COFFEE
March Coffee extended this week’s selloff early Wednesday, falling to its lowest level since December 22, the day it put in a three-month low. There are still no official data for the 2026/27 Brazilian coffee crop, which will be harvested starting in May, but growing conditions have improved considerably over the past two months, with timely and what appears to be adequate rains. Hedgepoint Global Markets estimates Brazil’s coffee at between 71 million and 74.4 million bags versus 64.7 million projected for the 2025/26 cycle. World Weather Inc. says frequent rain will fall through Saturday in Brazilian growing areas, from portions of Sul de Minas, Rio de Janeiro, Zona da Mata and Espirito Santo to Cerrado Mineiro and some Bahia locations.
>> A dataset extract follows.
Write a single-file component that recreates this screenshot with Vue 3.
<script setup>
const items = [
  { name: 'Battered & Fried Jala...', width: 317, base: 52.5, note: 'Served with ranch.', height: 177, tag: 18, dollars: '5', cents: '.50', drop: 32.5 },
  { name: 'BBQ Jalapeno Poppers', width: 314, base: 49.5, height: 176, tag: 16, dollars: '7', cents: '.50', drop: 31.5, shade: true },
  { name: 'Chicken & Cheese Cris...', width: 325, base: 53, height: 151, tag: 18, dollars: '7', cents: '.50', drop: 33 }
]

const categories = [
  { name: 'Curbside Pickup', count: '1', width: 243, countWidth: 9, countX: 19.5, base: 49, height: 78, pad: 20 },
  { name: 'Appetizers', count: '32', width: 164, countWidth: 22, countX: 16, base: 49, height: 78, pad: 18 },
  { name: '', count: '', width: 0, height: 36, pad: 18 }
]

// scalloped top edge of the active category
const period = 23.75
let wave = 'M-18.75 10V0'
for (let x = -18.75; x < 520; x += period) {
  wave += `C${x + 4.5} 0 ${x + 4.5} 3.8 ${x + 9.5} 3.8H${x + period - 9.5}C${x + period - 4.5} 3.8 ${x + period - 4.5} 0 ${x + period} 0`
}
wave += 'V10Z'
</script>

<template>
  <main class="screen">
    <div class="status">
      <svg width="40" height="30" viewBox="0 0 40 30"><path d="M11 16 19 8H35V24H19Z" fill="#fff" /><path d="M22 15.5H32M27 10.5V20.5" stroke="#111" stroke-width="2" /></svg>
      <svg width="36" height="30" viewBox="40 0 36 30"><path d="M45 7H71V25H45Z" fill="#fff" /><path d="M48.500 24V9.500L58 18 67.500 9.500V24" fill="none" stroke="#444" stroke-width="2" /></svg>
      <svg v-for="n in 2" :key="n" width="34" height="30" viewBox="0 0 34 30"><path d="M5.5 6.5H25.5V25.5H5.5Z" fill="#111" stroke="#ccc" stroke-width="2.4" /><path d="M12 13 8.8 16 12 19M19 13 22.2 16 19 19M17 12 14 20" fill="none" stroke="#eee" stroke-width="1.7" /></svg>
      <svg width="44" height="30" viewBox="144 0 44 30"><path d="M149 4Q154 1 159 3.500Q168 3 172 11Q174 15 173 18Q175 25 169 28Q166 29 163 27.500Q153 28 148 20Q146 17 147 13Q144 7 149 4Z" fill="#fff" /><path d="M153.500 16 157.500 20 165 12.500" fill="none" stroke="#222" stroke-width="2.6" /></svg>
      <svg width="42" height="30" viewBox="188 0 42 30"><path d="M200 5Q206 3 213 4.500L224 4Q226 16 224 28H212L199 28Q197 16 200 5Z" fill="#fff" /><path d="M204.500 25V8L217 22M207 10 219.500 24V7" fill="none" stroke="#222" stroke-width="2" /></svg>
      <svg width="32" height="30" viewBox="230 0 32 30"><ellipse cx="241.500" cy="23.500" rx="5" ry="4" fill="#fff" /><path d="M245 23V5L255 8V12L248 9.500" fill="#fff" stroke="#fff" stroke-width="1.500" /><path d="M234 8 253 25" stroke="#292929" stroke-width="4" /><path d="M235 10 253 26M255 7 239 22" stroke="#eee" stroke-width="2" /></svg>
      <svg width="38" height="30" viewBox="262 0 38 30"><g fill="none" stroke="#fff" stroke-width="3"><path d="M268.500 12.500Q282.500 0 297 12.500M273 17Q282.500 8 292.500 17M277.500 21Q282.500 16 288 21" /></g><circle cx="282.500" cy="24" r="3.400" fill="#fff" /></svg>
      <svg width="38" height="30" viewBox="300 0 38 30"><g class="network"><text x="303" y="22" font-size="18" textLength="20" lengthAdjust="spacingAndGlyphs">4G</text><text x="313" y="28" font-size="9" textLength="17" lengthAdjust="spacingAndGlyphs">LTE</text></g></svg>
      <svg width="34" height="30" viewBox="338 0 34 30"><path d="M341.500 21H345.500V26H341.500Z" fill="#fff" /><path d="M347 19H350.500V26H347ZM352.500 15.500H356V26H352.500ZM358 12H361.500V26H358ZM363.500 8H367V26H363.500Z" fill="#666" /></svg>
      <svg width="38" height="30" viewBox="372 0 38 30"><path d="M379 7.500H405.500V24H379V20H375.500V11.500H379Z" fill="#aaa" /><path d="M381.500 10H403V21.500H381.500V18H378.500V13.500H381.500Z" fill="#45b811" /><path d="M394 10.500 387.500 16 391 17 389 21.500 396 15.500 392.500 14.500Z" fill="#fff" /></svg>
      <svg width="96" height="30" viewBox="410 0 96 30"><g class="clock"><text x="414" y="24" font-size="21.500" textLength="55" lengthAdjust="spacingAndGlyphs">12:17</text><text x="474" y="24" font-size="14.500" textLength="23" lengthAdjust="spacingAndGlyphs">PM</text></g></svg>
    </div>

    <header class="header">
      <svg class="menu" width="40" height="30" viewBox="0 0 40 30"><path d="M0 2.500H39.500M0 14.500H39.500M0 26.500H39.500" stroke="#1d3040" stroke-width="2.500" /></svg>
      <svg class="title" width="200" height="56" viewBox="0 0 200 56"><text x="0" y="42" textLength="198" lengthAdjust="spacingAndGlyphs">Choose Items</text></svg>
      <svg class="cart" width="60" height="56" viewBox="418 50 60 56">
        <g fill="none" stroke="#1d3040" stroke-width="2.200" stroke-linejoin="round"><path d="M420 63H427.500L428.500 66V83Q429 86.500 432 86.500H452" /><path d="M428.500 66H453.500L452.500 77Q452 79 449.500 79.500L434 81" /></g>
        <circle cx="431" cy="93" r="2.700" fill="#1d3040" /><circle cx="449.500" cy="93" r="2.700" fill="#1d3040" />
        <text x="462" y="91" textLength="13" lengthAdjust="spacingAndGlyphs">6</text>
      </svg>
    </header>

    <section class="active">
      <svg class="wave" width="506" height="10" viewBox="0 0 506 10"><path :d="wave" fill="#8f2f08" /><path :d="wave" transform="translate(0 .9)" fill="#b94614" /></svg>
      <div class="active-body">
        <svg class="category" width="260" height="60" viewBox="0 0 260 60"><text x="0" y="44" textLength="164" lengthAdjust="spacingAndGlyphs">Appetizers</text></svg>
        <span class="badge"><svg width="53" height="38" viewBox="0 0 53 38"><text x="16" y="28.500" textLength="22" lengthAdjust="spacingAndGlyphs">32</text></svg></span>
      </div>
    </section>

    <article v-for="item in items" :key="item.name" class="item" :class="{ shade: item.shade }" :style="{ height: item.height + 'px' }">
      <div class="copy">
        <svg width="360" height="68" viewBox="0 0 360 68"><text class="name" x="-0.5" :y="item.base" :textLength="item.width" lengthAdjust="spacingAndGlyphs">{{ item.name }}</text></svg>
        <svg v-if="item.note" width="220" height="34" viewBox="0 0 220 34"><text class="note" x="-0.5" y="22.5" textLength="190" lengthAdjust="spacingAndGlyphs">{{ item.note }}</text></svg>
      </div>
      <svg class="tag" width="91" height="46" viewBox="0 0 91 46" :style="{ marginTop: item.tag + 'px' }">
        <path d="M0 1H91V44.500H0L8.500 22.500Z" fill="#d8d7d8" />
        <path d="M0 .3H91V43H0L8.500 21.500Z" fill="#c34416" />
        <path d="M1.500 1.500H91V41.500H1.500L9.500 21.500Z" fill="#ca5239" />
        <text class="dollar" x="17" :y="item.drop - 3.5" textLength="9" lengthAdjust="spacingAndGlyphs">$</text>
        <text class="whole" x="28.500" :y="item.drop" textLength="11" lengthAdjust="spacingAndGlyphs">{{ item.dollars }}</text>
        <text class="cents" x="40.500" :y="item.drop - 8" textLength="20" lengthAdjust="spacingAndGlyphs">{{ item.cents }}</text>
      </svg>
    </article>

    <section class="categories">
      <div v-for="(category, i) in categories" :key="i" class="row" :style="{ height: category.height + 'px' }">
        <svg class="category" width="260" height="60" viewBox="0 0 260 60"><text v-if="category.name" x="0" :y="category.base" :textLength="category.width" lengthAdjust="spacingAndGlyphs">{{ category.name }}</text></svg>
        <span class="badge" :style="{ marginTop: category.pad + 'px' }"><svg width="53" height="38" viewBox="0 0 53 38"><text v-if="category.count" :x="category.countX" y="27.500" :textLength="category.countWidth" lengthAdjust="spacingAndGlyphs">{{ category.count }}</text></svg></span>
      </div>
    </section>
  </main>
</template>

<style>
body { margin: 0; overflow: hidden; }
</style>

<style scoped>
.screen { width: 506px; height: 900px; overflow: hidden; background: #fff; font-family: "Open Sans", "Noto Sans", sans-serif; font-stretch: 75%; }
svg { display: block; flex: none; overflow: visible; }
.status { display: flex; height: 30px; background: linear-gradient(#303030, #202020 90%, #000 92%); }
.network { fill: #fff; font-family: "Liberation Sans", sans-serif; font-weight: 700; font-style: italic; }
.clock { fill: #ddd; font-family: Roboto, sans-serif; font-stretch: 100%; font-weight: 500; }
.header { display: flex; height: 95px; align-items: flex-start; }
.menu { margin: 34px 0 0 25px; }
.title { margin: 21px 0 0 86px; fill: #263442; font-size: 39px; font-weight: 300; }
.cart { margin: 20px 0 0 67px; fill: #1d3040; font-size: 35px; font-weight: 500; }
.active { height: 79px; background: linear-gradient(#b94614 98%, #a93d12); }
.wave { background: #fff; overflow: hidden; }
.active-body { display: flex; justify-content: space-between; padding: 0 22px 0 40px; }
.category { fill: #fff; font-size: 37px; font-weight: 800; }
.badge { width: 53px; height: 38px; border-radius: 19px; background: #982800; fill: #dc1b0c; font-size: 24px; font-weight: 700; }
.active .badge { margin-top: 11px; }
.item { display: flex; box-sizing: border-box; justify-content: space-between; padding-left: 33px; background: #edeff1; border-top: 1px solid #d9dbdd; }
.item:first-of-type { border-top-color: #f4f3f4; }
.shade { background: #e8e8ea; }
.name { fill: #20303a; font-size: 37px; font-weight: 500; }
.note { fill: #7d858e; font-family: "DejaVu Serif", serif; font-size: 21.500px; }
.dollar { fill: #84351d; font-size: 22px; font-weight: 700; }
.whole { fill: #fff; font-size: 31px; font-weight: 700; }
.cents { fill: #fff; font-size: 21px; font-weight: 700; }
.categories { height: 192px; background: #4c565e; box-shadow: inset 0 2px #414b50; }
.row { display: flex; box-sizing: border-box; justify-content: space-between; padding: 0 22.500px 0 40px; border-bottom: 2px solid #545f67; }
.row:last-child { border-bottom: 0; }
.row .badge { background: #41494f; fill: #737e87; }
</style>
The precipitation will be moderate to heavy at times, and there is a slight chance for flooding in Zona de Mata where some greater rainfall is possible. Cecafé board chairman Marcos Matos said international demand is expected to remain firm in 2026, with Asia a major frontier of opportunities for Brazilian coffee. Brazilian coffee shipments to the US fell 33.9% in 2025 to 5.38 million bags. Importers that canceled purchase contracts last year because of tariffs have resumed business, but they expect the US market will become relevant again in the next crop year.

COCOA
March Cocoa gapped lower again early Wednesday and traded to new contract lows. Reports of excess supply at Ivory Coast ports have added to the pressure put on the market late last week in response to disappointing fourth-quarter grind data in Europe and Asia. Growers are reportedly eager to sell and take advantage of the high farmgate price established by Ivory Coast’s regulator, the CCC, this year. The high price has meant that cocoa that would have ordinarily been diverted to Liberia and Ghana has stayed in the country and that some production from those countries has been transported to Ivory Coast. Ivory Coast’s Coffee and Cocoa Council said it will buy 100,000 metric tons of surplus cocoa in the coming days and that it will step up border security to limit the smuggling. The are also reports of congestion at the ports with trucks unable to unload cocoa beans. Reuters reports that in the meantime, some of Ghana’s farmers have not been paid, putting investment in the next harvest at risk as international traders have refused to pay the upfront sums their state regulator, COCOBOD has sought under a new model for purchasing cocoa beans. This has left the country with a big stockpile, three sources familiar with the situation told Reuters. Industry newsletter CocoaRadar said Ivorian farmer groups are accusing multi-national chocolate processors of deliberately slowing their cocoa purchases in a bid to force a reduction in the farmgate price. One consolation for the bulls is that processors may need to step up their buying pretty soon. Judy Ganes, president of J. Ganes Consulting, told Reuters that processors are “getting close to scraping the bottom of the barrel” and may soon need to boost grindings to replenish their supplies.
COTTON
March Cotton found support early Wednesday at the 50-day moving average, following an outside day on Tuesday that saw the market give up its early gains. The collapse in the dollar on Tuesday off the Greenland issue may have supported cotton on ideas that a week dollar makes US cotton more competitive on the global market, but a drop in equity prices added to a risk-off mood. Traders are hoping low prices will attract buyers, but consistent export sales have been elusive. There have been three occasions since the marketing year began in August that weekly sales have come in above 300,000 bales, and the market has greeted those events positively only to drift lower as sales backed off in ensuing weeks. Cumulative sales for 2025/26 relative to the USDA forecast remain behind the average pace. The trade may also be awaiting a US Supreme Court decision on tariffs.
SUGAR
March Sugar was higher early Wednesday but inside the range of the past three session. The Unica report on Brazilian Center-South sugar production for the second half of December will be released today, and that may provide direction later in the session. The last report, for the first half of December, put sugar production at 254,000 tons, down from 356,000 a year ago and 724,000 for the second half of November. Cumulative production had reached 40.158 million tons versus 39.815 million at this point last year, +0.86%. Sugar’s share of the crush was 31.5% versus 35.7% for the same period last year.